The WC certs generally won't impress anyone. They don't impress me.
Wound care is craaaazy easy and we all know that (venous ulcers get compress/elevate, arterial wounds get sent to vascular asap, pressure sites get offloaded, infected or traumatic one get debrided/amp aggressively and some IV/PO abx). Done: how to heal any wound in one (run-on) sentence!
Okay, okay... if the wound is wet, dry it with betadine around edges or more freq dsg changes... if dry, wet it with abx cream like silva or genta or mupirocin, occlusive dsg, etc blah blah.
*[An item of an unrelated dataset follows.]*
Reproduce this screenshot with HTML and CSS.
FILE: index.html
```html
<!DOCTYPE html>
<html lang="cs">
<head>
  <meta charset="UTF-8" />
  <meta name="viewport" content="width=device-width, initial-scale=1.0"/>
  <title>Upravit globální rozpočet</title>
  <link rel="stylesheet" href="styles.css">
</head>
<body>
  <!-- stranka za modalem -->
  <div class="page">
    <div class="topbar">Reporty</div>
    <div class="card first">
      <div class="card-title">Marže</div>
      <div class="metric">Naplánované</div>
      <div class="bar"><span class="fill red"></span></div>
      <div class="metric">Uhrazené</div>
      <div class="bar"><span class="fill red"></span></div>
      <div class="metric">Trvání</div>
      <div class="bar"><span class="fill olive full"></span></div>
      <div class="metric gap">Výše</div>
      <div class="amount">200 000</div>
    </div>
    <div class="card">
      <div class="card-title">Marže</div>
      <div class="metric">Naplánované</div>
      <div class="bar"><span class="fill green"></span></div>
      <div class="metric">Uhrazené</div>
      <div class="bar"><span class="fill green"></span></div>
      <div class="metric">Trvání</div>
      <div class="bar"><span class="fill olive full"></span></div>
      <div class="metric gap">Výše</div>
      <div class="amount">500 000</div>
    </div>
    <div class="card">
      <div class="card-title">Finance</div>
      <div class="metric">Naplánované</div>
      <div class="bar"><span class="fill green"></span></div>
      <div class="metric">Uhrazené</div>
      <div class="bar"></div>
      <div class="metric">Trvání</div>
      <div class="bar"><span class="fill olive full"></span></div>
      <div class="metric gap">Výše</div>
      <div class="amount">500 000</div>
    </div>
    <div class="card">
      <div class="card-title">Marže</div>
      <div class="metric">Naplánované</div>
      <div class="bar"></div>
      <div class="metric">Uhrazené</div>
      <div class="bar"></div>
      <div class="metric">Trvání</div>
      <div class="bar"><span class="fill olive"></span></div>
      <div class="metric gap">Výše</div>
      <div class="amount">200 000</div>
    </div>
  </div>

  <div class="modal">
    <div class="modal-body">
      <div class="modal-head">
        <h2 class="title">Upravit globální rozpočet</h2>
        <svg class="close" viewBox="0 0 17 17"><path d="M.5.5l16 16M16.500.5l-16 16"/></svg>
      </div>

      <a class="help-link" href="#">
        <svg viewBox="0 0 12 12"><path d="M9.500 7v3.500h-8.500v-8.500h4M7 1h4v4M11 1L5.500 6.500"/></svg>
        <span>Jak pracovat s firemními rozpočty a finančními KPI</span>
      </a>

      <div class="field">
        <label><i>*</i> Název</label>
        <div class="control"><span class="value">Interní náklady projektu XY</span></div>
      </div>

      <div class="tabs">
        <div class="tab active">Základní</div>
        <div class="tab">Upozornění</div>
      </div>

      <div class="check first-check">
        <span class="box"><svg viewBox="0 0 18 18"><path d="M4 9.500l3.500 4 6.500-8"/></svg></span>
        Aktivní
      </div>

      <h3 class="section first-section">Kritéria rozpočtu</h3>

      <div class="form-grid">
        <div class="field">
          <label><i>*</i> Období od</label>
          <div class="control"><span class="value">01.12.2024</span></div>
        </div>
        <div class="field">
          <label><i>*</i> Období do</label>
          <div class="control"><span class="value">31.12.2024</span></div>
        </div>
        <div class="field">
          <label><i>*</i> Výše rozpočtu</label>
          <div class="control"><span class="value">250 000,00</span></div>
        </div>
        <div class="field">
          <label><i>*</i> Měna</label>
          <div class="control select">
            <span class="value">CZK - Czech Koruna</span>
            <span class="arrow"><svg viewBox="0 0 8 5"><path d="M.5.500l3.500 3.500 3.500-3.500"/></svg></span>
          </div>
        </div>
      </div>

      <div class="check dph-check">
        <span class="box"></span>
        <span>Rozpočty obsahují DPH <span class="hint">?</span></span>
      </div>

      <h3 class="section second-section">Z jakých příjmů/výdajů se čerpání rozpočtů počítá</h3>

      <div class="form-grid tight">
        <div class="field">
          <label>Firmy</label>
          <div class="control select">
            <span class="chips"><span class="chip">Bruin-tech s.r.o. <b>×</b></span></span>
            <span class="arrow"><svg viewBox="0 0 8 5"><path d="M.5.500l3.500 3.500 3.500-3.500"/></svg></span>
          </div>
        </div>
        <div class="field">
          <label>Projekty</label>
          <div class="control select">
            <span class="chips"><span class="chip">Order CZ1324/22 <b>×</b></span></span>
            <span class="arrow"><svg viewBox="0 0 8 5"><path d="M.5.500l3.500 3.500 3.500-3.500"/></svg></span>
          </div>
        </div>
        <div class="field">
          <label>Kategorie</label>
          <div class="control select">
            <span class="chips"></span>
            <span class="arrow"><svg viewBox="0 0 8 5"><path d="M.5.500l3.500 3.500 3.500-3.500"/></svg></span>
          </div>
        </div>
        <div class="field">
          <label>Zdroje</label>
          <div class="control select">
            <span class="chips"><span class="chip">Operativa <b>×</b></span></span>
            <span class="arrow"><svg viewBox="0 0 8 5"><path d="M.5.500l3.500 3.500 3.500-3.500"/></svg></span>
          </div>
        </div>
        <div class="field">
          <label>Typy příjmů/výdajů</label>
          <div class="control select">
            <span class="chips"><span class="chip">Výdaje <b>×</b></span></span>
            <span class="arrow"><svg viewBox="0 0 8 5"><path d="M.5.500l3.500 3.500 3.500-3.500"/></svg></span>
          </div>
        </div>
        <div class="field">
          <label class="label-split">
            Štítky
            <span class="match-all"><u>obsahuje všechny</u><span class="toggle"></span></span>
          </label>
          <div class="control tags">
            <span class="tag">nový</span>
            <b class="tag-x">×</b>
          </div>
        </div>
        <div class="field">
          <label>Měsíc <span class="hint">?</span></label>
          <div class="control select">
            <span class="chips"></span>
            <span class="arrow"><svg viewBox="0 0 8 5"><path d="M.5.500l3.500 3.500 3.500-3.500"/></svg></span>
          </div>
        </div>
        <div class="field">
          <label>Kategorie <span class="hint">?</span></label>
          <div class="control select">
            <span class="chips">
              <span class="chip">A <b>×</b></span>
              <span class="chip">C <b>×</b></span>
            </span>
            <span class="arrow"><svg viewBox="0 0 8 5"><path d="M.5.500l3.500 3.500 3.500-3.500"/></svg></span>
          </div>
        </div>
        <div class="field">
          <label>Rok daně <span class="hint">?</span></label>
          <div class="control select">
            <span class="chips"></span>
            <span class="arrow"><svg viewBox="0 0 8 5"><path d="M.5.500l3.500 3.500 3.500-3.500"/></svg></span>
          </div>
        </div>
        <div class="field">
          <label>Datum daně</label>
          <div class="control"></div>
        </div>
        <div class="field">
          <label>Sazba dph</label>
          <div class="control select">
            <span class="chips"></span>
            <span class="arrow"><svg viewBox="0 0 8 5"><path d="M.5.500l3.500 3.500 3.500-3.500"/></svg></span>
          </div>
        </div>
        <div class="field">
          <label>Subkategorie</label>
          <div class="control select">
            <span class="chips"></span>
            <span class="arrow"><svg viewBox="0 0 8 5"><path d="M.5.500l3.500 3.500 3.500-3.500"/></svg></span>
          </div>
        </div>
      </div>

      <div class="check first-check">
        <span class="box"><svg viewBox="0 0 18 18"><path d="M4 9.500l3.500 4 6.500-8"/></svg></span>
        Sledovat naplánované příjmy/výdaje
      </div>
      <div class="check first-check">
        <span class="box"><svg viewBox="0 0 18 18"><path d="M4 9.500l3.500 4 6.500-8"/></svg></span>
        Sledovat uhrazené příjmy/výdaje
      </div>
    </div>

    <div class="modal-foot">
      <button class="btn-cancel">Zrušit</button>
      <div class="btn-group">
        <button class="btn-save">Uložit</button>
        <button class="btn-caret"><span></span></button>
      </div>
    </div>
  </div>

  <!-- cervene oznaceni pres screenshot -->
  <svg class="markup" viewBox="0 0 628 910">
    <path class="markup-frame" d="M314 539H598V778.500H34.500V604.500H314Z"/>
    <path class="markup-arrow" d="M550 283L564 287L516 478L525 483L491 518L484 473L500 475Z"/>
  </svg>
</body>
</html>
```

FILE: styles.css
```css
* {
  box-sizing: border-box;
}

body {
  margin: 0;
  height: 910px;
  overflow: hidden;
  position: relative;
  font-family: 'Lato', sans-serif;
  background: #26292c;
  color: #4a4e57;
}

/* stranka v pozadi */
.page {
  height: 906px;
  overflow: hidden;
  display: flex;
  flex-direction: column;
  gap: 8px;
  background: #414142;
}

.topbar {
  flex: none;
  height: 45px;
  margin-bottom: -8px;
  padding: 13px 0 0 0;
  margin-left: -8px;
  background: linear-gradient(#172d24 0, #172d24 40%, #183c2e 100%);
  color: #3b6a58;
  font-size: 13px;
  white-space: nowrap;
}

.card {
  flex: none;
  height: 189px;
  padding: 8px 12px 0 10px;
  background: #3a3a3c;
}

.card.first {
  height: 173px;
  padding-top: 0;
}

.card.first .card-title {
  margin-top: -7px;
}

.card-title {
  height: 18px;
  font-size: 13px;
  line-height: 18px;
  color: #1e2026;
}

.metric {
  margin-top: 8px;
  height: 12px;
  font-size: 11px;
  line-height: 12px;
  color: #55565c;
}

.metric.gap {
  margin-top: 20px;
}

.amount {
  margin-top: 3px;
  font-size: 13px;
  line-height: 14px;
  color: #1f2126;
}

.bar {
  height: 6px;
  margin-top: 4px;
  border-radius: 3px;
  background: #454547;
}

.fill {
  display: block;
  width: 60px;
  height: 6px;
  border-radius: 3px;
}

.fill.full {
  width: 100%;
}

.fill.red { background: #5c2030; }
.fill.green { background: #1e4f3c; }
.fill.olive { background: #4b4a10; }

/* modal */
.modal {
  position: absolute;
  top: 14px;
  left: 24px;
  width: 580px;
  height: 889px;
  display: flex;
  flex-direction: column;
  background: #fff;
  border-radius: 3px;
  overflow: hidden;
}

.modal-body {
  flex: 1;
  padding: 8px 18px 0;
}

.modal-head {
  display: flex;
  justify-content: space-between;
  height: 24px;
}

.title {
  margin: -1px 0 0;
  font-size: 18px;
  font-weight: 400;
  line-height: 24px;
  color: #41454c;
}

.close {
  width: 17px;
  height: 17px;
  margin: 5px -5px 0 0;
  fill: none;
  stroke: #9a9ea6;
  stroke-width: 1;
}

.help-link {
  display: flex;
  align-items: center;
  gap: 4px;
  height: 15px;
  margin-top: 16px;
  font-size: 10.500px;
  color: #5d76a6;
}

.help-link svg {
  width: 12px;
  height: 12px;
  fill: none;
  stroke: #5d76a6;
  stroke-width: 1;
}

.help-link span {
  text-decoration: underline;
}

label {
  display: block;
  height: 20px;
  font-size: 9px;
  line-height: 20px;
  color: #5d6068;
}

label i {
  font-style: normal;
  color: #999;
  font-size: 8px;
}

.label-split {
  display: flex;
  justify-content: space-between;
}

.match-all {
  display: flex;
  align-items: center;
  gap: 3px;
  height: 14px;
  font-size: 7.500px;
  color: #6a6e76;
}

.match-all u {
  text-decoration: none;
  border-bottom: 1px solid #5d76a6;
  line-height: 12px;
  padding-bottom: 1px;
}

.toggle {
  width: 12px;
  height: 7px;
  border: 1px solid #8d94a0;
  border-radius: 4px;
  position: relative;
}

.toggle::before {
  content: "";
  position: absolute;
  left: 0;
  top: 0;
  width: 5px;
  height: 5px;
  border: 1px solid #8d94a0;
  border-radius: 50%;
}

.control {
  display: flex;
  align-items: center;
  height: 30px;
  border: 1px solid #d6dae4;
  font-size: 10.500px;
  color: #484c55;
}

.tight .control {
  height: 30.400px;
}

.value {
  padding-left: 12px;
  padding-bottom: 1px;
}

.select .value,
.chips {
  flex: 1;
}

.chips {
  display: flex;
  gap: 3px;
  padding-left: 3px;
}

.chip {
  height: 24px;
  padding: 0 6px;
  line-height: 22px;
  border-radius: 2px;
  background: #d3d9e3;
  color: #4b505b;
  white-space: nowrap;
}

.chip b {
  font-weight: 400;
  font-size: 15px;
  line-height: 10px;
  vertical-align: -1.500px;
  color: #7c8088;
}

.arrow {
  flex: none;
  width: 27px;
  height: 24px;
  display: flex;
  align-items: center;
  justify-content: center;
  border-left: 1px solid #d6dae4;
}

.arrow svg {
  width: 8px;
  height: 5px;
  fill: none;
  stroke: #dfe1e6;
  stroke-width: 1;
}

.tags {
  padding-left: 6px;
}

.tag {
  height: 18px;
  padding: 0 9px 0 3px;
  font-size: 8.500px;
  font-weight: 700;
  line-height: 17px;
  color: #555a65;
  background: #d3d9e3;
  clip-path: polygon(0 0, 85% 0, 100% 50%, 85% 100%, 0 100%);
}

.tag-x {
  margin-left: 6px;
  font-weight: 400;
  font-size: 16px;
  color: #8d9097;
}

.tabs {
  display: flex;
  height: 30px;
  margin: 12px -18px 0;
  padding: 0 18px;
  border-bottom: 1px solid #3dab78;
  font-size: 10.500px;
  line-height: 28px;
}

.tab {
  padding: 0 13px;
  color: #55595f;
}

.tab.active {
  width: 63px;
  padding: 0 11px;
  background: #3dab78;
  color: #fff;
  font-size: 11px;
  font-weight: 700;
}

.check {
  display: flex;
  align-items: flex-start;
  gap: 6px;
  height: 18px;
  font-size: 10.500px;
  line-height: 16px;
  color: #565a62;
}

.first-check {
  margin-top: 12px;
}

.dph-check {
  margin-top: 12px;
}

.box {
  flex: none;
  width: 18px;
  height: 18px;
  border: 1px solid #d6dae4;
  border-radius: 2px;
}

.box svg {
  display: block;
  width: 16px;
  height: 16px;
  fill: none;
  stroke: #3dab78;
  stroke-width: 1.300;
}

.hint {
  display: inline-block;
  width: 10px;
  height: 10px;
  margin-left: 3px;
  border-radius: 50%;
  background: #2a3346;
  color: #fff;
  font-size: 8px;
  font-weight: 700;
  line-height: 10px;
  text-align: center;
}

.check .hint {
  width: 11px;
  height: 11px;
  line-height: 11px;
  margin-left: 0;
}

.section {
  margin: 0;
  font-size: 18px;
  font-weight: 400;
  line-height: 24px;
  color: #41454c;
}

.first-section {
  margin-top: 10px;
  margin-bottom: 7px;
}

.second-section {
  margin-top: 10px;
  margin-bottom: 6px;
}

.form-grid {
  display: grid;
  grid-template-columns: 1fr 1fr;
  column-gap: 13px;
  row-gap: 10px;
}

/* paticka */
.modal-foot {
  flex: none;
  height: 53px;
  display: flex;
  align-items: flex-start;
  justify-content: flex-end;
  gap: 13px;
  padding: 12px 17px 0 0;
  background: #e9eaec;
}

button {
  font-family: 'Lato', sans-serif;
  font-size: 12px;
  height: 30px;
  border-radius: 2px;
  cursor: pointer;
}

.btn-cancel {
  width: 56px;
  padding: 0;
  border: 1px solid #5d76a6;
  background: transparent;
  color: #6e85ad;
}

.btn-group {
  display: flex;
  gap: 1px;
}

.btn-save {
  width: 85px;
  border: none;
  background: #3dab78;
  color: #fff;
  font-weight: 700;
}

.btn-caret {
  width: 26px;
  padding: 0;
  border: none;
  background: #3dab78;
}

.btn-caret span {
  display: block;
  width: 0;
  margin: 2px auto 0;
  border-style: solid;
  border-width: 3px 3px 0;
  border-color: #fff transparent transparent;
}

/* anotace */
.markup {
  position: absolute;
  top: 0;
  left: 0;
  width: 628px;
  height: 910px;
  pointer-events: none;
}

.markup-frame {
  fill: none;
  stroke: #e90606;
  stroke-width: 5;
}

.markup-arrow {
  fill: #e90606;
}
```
If it doesn't heal or make serious progress in 3mo, use your head and do better offloading, amp it, culture or biopsy, MRI, better DM mgmt, Vasc consult, Nutrition consult, ID consult, etc. Wounds are just not hard, no matter what some "wound master" DPMs who do nothing but graft$ and di$pense copious DME or light weekly debridement$ for years and years for every wound might say... or what the paid wound researchers who will use all the fancy crap they get sponsored by and also order 100 labs and tests for each 5mm wound might try to tell you at meetings.
...and sure, I guess we do have the odd birds like occasional VACs or pinch grafts and flaps or amps we do ourselves, also gotta recognize indications for major amps from Vasc and big boy flaps and STSG from Plastics prn. However, the fancy lotions and potions, silver wafers and foils and foams, and the various dead animal membranes to put on live human wounds that the wound RNs always want to try (since the nice rep brought them lunch) are 99% hocus with "research" published by the makers and some toolbox docs being paid to pitch them. I will say that I find the wenis skin stuff decent from time to time in rare cases of huge burns or venous wounds or dehiscence that is superficial or has granulated with VAC yet would take forever to heal otherwise, but that stuff is live human... not dead animal. I just use it as a mini STSG.
If you do want something for your wall plaques or CV, then ABPMed is easy and good to get coming out of training, and it does help make things easier for your office mgr with some insurance and hospital apps to be certified instead of qual (some just don't understand DPM boards and want to see the word certified). That ABPM includes wound care... they now have a special supplemental would cert also if you get CME/licensing $ allowance for that, but it seems like extra $ grab for them and time waste for you otherwise. You should also definitely come out ABFASurg qualified, and then eventually cert once you get enough cases (at which time you can let the ABPM cert go, or keep it).